- _Goal of the exercise_: Among the lines of the listing below, retype exactly those from the one containing "Generate a component" through the one containing "string; type: string;", both included. Do not include pictures.

─── Provided material

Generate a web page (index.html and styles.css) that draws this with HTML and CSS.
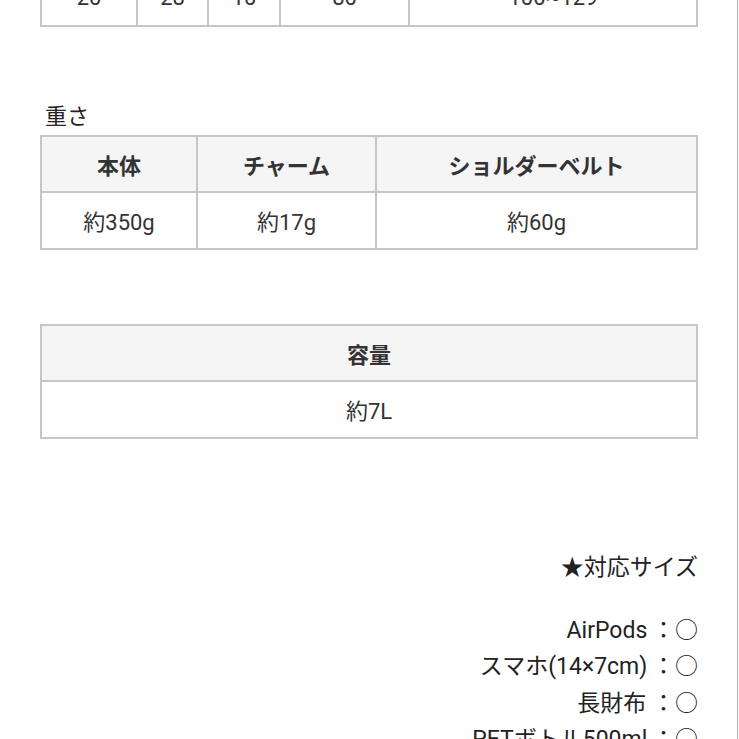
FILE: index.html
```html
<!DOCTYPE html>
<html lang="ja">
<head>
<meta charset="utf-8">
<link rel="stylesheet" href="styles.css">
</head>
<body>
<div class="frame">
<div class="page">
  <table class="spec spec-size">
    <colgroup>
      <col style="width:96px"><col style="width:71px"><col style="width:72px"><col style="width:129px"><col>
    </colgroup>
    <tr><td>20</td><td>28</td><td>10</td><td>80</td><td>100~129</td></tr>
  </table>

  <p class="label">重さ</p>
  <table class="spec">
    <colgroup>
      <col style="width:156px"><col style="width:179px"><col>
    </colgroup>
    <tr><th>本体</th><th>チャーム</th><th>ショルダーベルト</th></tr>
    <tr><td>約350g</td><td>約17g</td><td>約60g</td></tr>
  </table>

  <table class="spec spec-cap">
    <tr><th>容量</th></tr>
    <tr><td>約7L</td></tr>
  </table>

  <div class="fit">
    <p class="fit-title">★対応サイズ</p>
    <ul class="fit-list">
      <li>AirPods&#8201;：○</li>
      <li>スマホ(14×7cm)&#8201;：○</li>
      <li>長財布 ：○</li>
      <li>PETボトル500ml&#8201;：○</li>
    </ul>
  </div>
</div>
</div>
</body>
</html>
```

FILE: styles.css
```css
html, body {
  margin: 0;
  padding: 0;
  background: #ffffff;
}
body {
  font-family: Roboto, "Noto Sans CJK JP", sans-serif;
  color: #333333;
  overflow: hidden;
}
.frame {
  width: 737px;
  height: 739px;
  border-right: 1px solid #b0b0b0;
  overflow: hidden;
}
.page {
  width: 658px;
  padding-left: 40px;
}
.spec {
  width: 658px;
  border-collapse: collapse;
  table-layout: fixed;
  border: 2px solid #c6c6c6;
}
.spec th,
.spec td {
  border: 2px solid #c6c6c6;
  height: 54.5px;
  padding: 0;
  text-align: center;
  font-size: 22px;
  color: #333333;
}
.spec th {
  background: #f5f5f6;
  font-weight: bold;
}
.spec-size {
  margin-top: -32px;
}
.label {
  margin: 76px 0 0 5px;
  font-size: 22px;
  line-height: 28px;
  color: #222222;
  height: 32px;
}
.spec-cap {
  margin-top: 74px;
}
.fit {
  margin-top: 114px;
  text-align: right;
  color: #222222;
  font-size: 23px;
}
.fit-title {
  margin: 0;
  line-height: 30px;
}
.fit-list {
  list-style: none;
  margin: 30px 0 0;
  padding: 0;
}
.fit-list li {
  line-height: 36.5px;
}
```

──────
─── Provided material

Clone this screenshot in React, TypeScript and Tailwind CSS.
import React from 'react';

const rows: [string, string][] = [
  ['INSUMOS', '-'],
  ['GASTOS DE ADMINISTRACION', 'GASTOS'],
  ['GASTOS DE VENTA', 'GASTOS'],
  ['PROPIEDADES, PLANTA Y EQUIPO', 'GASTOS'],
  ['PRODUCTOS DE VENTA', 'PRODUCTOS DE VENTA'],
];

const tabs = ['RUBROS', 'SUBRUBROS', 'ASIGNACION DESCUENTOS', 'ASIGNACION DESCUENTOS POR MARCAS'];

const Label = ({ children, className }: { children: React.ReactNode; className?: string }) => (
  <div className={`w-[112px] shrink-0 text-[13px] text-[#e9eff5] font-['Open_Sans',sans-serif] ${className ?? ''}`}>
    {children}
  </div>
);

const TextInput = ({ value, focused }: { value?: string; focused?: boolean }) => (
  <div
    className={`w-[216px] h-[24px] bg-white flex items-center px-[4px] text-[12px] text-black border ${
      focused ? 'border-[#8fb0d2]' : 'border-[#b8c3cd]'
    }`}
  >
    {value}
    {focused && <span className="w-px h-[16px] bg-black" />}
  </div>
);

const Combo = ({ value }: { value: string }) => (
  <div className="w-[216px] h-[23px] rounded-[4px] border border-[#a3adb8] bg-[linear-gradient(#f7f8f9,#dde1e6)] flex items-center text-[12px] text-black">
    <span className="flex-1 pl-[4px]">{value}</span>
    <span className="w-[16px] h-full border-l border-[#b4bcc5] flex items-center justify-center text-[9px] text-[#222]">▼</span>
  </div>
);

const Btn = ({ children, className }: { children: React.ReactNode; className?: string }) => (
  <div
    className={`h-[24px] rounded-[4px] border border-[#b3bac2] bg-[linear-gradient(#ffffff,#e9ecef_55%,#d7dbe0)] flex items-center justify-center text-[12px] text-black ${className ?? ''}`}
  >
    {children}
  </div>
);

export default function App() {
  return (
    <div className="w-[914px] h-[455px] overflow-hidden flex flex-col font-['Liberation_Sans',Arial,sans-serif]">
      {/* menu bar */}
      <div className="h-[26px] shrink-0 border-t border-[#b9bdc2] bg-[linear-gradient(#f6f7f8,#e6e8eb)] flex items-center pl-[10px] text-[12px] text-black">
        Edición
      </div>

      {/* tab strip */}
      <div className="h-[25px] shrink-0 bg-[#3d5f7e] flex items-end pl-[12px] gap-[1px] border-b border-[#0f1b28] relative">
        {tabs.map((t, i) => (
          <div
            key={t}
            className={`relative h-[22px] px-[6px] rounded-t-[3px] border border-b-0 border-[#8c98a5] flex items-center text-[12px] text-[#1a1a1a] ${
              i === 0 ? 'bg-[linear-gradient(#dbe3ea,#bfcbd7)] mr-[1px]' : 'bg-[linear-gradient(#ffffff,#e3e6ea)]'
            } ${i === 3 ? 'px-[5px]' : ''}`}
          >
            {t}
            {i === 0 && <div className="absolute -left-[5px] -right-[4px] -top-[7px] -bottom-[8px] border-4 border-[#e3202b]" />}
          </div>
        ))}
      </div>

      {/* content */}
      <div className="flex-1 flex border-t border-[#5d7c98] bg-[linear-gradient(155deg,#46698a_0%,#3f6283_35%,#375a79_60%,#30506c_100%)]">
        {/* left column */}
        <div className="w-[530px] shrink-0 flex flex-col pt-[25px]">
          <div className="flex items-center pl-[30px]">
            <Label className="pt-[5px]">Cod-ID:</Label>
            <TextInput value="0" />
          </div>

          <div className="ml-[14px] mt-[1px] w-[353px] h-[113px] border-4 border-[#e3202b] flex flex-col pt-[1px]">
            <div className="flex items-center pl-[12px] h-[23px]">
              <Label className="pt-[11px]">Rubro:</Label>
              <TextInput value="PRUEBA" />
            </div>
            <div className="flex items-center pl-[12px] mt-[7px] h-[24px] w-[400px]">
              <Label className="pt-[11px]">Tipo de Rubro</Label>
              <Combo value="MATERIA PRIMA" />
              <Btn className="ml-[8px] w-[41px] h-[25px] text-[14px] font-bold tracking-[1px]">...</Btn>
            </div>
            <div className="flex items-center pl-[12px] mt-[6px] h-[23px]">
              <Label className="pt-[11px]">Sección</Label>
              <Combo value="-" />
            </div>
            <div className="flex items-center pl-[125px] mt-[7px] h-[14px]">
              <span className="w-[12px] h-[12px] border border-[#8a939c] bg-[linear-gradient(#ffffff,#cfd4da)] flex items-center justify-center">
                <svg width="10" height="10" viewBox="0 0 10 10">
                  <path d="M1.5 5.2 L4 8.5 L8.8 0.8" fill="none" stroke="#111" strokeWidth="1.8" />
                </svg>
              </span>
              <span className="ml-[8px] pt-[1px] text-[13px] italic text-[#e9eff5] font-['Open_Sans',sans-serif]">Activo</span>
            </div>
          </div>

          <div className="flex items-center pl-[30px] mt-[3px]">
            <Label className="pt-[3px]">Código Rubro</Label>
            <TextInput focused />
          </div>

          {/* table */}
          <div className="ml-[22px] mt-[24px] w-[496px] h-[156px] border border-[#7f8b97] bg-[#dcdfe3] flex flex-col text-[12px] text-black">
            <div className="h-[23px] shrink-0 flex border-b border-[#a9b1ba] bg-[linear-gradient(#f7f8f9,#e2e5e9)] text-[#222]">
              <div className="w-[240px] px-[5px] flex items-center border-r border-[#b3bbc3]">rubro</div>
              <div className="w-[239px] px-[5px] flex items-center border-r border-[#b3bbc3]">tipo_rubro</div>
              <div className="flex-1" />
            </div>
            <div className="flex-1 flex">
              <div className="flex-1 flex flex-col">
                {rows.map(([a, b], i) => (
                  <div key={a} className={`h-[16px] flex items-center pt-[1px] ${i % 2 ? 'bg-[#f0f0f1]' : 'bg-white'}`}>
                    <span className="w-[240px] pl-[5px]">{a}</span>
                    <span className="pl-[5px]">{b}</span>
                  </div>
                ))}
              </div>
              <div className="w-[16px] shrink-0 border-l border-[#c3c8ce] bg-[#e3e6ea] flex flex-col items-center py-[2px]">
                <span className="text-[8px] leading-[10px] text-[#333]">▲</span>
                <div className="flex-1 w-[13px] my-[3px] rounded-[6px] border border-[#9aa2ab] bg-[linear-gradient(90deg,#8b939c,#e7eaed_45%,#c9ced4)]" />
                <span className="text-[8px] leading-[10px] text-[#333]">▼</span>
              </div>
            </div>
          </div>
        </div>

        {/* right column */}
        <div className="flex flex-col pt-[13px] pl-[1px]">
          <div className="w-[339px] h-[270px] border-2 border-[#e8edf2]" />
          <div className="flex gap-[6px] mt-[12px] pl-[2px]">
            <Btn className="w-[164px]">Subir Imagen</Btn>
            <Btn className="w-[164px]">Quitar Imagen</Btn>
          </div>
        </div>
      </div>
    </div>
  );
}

──────
─── Provided material

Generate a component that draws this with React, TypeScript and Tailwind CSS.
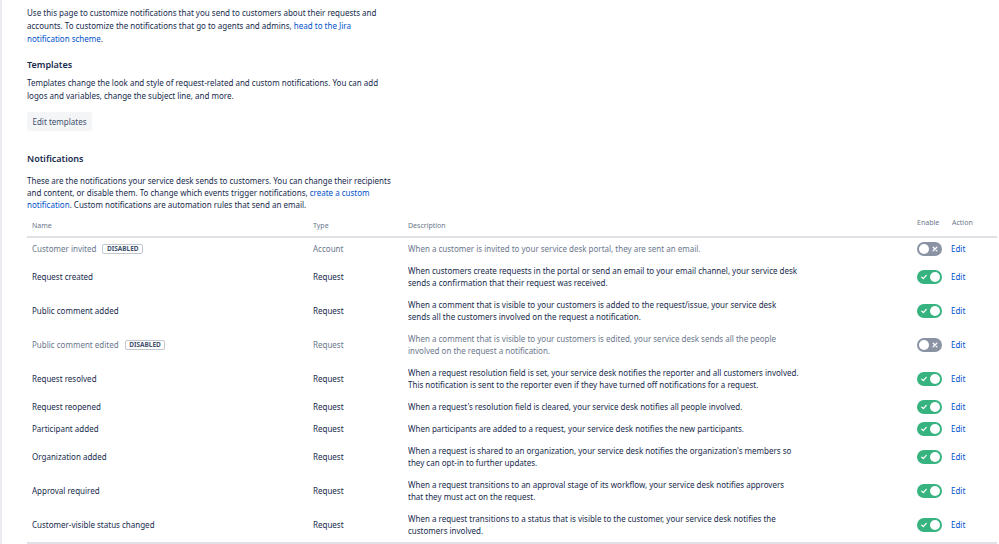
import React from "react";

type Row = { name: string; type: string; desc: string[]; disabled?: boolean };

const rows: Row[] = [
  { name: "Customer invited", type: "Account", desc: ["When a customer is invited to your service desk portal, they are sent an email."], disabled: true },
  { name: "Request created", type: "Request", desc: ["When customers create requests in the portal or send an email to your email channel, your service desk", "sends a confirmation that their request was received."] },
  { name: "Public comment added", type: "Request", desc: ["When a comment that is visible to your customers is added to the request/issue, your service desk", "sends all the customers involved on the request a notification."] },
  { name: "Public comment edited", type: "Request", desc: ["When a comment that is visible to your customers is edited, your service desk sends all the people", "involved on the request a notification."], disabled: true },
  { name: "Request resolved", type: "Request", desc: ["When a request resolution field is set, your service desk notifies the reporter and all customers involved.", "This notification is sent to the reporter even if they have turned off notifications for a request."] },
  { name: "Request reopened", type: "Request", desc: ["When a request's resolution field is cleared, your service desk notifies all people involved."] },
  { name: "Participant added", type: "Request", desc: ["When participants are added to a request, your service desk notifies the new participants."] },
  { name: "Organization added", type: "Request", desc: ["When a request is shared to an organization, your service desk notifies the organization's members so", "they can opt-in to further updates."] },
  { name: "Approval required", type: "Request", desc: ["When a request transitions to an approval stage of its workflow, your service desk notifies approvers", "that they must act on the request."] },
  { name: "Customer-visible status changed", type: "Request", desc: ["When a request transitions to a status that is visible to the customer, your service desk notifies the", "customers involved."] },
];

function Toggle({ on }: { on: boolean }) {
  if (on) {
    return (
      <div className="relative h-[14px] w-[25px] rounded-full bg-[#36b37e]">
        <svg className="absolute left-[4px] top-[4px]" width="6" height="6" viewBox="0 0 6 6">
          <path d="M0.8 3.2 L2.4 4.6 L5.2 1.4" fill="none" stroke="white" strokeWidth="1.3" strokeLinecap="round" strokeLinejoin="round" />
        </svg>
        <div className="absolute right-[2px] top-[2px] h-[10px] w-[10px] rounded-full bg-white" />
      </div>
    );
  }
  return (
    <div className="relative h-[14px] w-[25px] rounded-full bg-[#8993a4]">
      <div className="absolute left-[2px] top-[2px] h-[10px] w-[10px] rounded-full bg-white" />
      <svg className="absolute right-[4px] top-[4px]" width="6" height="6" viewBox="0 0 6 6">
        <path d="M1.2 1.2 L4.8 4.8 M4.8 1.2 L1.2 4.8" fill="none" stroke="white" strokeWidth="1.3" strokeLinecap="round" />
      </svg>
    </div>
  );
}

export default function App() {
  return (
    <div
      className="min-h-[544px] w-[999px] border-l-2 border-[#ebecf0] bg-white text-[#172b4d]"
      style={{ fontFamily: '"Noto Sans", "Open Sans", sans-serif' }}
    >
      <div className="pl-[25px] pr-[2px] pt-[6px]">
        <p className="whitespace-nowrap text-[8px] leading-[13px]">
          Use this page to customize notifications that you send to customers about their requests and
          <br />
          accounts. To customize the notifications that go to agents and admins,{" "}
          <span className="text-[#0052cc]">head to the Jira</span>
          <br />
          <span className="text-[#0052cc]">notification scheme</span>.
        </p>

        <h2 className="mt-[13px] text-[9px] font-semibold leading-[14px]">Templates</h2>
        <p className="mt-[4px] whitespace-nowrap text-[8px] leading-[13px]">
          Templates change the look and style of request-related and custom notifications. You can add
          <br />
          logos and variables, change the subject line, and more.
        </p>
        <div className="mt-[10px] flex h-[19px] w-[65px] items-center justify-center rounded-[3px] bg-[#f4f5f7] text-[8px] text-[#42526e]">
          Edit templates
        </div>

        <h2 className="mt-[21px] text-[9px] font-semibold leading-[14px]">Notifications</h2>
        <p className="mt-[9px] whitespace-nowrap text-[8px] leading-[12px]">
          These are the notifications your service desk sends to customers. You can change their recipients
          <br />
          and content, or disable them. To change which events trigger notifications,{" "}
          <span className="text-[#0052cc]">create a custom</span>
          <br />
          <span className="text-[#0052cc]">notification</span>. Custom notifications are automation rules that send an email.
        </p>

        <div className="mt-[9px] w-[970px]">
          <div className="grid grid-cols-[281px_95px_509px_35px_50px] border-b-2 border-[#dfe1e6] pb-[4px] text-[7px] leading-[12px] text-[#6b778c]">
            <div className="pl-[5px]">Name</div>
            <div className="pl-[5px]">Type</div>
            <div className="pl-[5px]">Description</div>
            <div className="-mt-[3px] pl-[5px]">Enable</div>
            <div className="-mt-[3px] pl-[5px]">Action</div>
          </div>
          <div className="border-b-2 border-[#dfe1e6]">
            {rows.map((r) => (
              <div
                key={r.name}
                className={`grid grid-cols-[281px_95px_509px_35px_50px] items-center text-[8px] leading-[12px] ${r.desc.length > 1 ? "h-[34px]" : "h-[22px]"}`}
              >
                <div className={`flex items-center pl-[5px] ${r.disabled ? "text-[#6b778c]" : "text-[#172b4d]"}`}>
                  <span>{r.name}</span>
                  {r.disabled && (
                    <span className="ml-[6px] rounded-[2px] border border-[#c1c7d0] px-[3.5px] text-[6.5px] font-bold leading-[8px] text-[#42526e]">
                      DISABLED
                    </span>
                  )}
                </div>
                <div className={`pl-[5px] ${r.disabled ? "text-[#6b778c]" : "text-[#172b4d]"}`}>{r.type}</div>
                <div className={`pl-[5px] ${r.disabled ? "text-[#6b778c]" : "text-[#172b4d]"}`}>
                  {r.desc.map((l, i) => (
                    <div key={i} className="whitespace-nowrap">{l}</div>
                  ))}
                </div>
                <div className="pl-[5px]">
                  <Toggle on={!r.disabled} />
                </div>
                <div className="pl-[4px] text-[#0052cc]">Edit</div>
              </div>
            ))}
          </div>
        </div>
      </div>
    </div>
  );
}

──────

- _Expected answer_:
Generate a component that draws this with React, TypeScript and Tailwind CSS.
import React from "react";

type Row = { name: string; type: string; desc: string[]; disabled?: boolean };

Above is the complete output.